I co-ordinate the contextual studies elements across the graphic design and communication subject area at CSM. I also work with colleagues from the School of Graphic and Industrial Design. So, I’m involved in thinking about communication design, spaces and structures, objects and materials.

None of these things can really be thought of in isolation; it’s all connected. It’s the connection between things that defines the system we’re in.

My approach to context is that it’s part of a conversational strand of learning that complements the work in the studio. Most of our work can begin by watching films and reading magazines. When we need to, we can direct people to the books and ideas that are important.

The blog format is an ideal way to facilitate the conversational format of learning. Now, we can add the University social network and e-portfolio.

I’ve decided to focus this blog around a theme of railways. This is because I’m interested in the graphic ephemera and posters of railway travel, but I’m also interested in railway stations, restaurants and all the stuff associated with the co-ordination of transport systems. In addition and because CSM is moving to KX, it makes sense to begin a conversation about railways, regeneration and internationalism.

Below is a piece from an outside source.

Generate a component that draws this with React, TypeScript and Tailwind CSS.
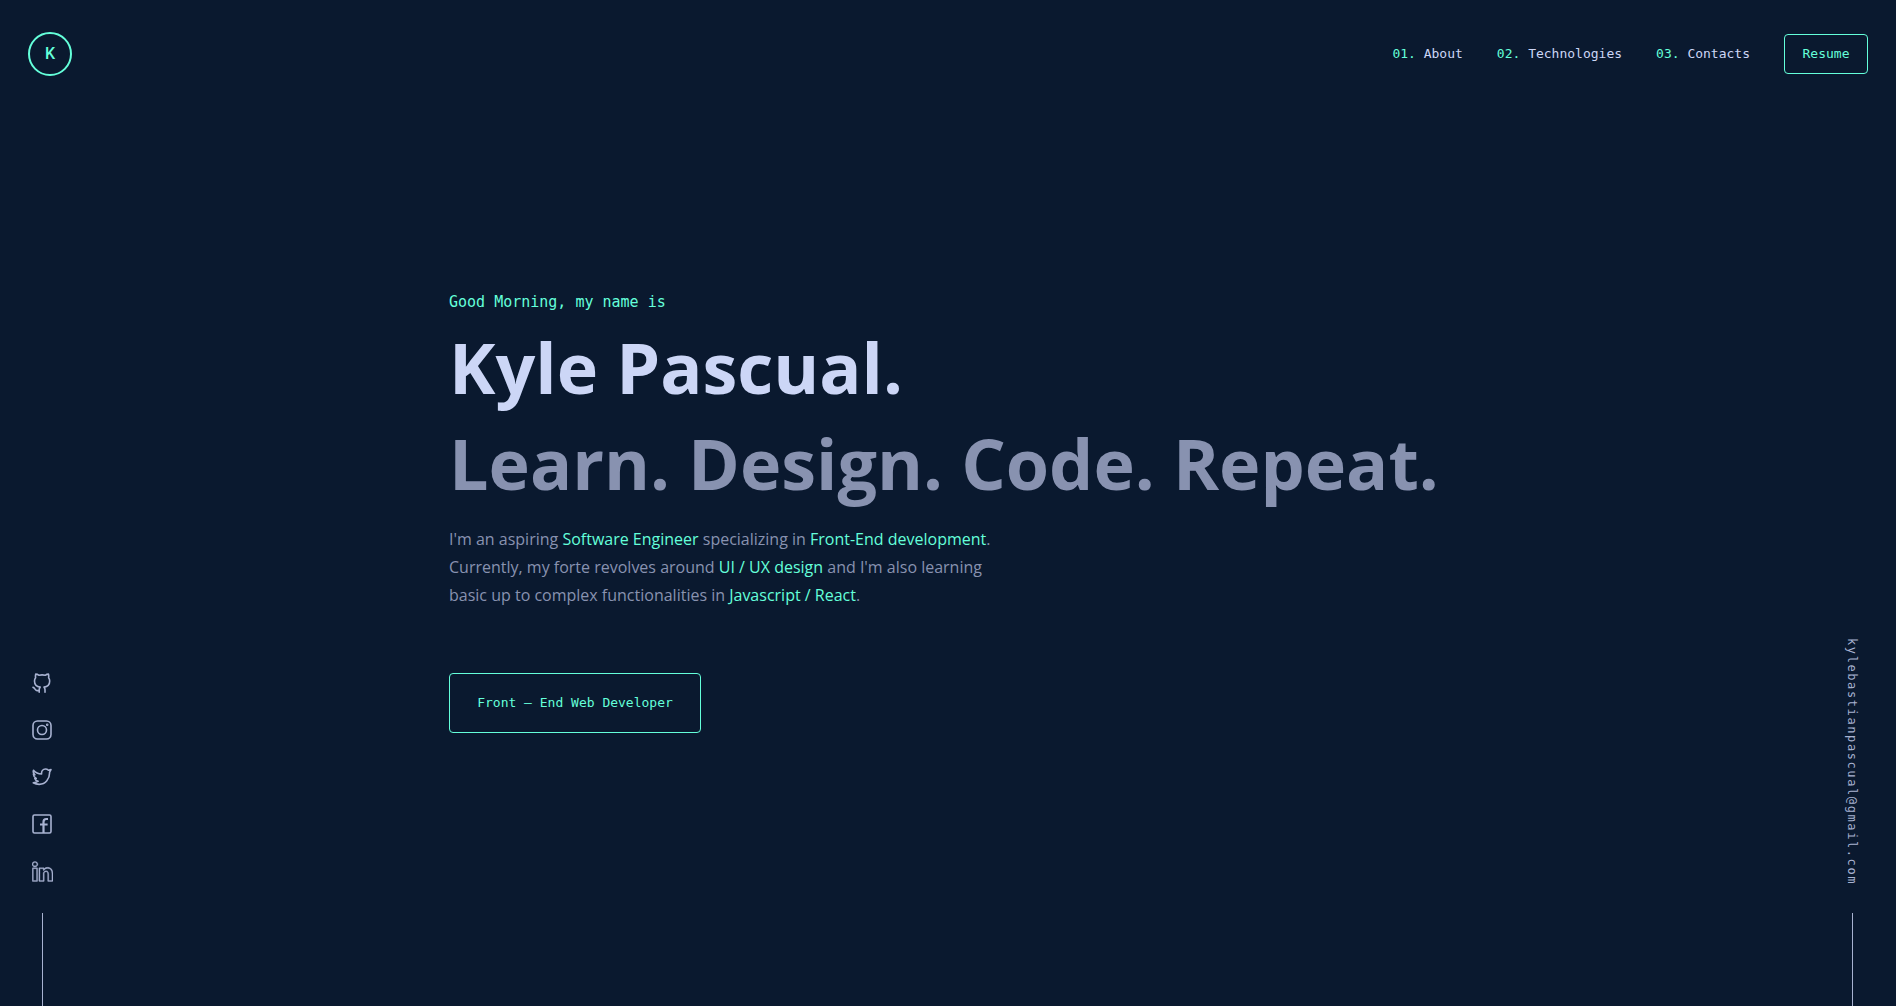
import React from "react";
import { SlSocialLinkedin } from "react-icons/sl";

const navItems = [
  { number: "01.", label: "About", href: "#about" },
  { number: "02.", label: "Technologies", href: "#technologies" },
  { number: "03.", label: "Contacts", href: "#contacts" },
];

function OutlineIcon({ children }: { children: React.ReactNode }) {
  return (
    <svg
      viewBox="0 0 20 20"
      fill="none"
      stroke="currentColor"
      strokeWidth="1.6"
      strokeLinecap="round"
      strokeLinejoin="round"
      className="size-5"
      aria-hidden="true"
    >
      {children}
    </svg>
  );
}

function GithubIcon() {
  return (
    <OutlineIcon>
      <path d="M7.2 19.2v-2.4c0-1.4.5-2.2 1-2.7-3-.3-5.7-1.7-5.7-6 0-1.3.4-2.5 1.1-3.4-.3-1.3-.2-2.5.1-3.6 1.2 0 2.4.5 3.4 1.2 2-.5 4-.5 6 0 1-.7 2.200-1.200 3.400-1.200.3 1.100.4 2.300.1 3.600.7.9 1.100 2.100 1.100 3.400 0 4.300-2.700 5.700-5.700 6 .5.5 1 1.300 1 2.700v2.400" />
      <path d="M1 14.400c1.900.3 1.800 3 4 3.200.8.100 1.500 0 2.200-.2" />
    </OutlineIcon>
  );
}

function InstagramIcon() {
  return (
    <OutlineIcon>
      <rect x="1" y="1" width="18" height="18" rx="4.500" />
      <circle cx="10" cy="10" r="4.500" />
      <circle cx="15.200" cy="4.800" r="0.5" />
    </OutlineIcon>
  );
}

function TwitterIcon() {
  return (
    <OutlineIcon>
      <path d="M1.500 3.200C3.500 5.600 6 6.900 9.600 7 9.200 4 11 2 13.400 2c1.300 0 2.300.5 3 1.200l2.600-.6-1.400 2.600C17.800 12 13.500 17.400 7.200 17.400c-2.200 0-4.300-.6-6-1.600 2 0 3.600-.5 5-1.600-1.700-.2-2.900-1.200-3.400-2.800h1.500C2.600 10.500 1.500 9.200 1.400 7.300l1.500.5C1.400 6.500.9 4.900 1.500 3.200z" />
    </OutlineIcon>
  );
}

function FacebookIcon() {
  return (
    <OutlineIcon>
      <rect x="1" y="1" width="18" height="18" rx="1.500" />
      <path strokeWidth="2.200" strokeLinecap="butt" d="M11.500 19V8c0-2 1-3 2.800-3H16M8 10.500h7.600" />
    </OutlineIcon>
  );
}

function LinkedinIcon() {
  return <SlSocialLinkedin size={21} stroke="currentColor" strokeWidth={16} aria-hidden="true" />;
}

const socials = [
  { label: "GitHub", Icon: GithubIcon },
  { label: "Instagram", Icon: InstagramIcon },
  { label: "Twitter", Icon: TwitterIcon },
  { label: "Facebook", Icon: FacebookIcon },
  { label: "LinkedIn", Icon: LinkedinIcon },
];

function Header() {
  return (
    <header className="flex items-center justify-between px-7 pt-8">
      <a
        href="#home"
        className="flex size-11 items-center justify-center rounded-full border-2 border-[#64ffda] font-['Roboto',sans-serif] text-base font-medium text-[#64ffda]"
      >
        K
      </a>
      <nav className="flex items-center gap-[34px] font-['DejaVu_Sans_Mono',monospace] text-[13px]">
        {navItems.map((item) => (
          <a key={item.href} href={item.href} className="text-[#ccd6f6]">
            <span className="text-[#64ffda]">{item.number}</span> {item.label}
          </a>
        ))}
        <button type="button" className="h-10 w-[84px] rounded border border-[#64ffda] text-[#64ffda]">
          Resume
        </button>
      </nav>
    </header>
  );
}

function Accent({ children }: { children: React.ReactNode }) {
  return <span className="font-medium text-[#64ffda]">{children}</span>;
}

function Hero() {
  return (
    <main className="mx-auto w-full max-w-[998px] pt-[214px] font-['Open_Sans',sans-serif]">
      <p className="font-['DejaVu_Sans_Mono',monospace] text-[15px] leading-6 text-[#64ffda]">
        Good Morning, my name is
      </p>
      <h1 className="mt-[5px] text-[70px] leading-[96px] font-bold text-[#ccd6f6]">Kyle Pascual.</h1>
      <h2 className="text-[70px] leading-[96px] font-bold text-[#8892b0]">Learn. Design. Code. Repeat.</h2>
      <p className="mt-[14px] max-w-[560px] text-base leading-7 text-[#8892b0]">
        I'm an aspiring <Accent>Software Engineer</Accent> specializing in <Accent>Front-End development</Accent>.
        Currently, my forte revolves around <Accent>UI / UX design</Accent> and I'm also learning basic up to complex
        functionalities in <Accent>Javascript / React</Accent>.
      </p>
      <button
        type="button"
        className="mt-16 h-[60px] w-[252px] rounded border border-[#64ffda] font-['DejaVu_Sans_Mono',monospace] text-[13px] text-[#64ffda]"
      >
        Front – End Web Developer
      </button>
    </main>
  );
}

export default function App() {
  return (
    <div className="flex min-h-screen flex-col bg-[#0a192f]">
      <Header />
      <div className="flex grow">
        <aside className="flex w-[84px] shrink-0 flex-col items-center justify-end gap-[27px] text-[#a8b2d1]">
          {socials.map(({ label, Icon }) => (
            <a key={label} href={"#" + label.toLowerCase()} aria-label={label}>
              <Icon />
            </a>
          ))}
          <div className="mt-1 h-[93px] w-px bg-[#a8b2d1]" />
        </aside>
        <Hero />
        <aside className="flex w-[84px] shrink-0 flex-col items-center justify-end gap-7 pr-1 text-[#a8b2d1]">
          <a
            href="mailto:kylebastianpascual@gmail.com"
            className="font-['DejaVu_Sans_Mono',monospace] text-xs tracking-[0.1rem] [writing-mode:vertical-rl]"
          >
            kylebastianpascual@gmail.com
          </a>
          <div className="h-[93px] w-px bg-[#a8b2d1]" />
        </aside>
      </div>
    </div>
  );
}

I noticed that many of my favourite films have trains in them too. Indeed, the history of cinema begins at a railway station – La Ciotat – filmed by the Lumiere brothers in 1896.

Penguin Books began as an effort to offer good quality reading, inexpensively, for railway travellers. It ended up by changing the world!

The worlds of war and politics has been changed by railways too: Lenin’s sealed carriage to Moscow, Hitler’s revenge at Compiegne and the railway administration of the Holocaust are all parts of this story.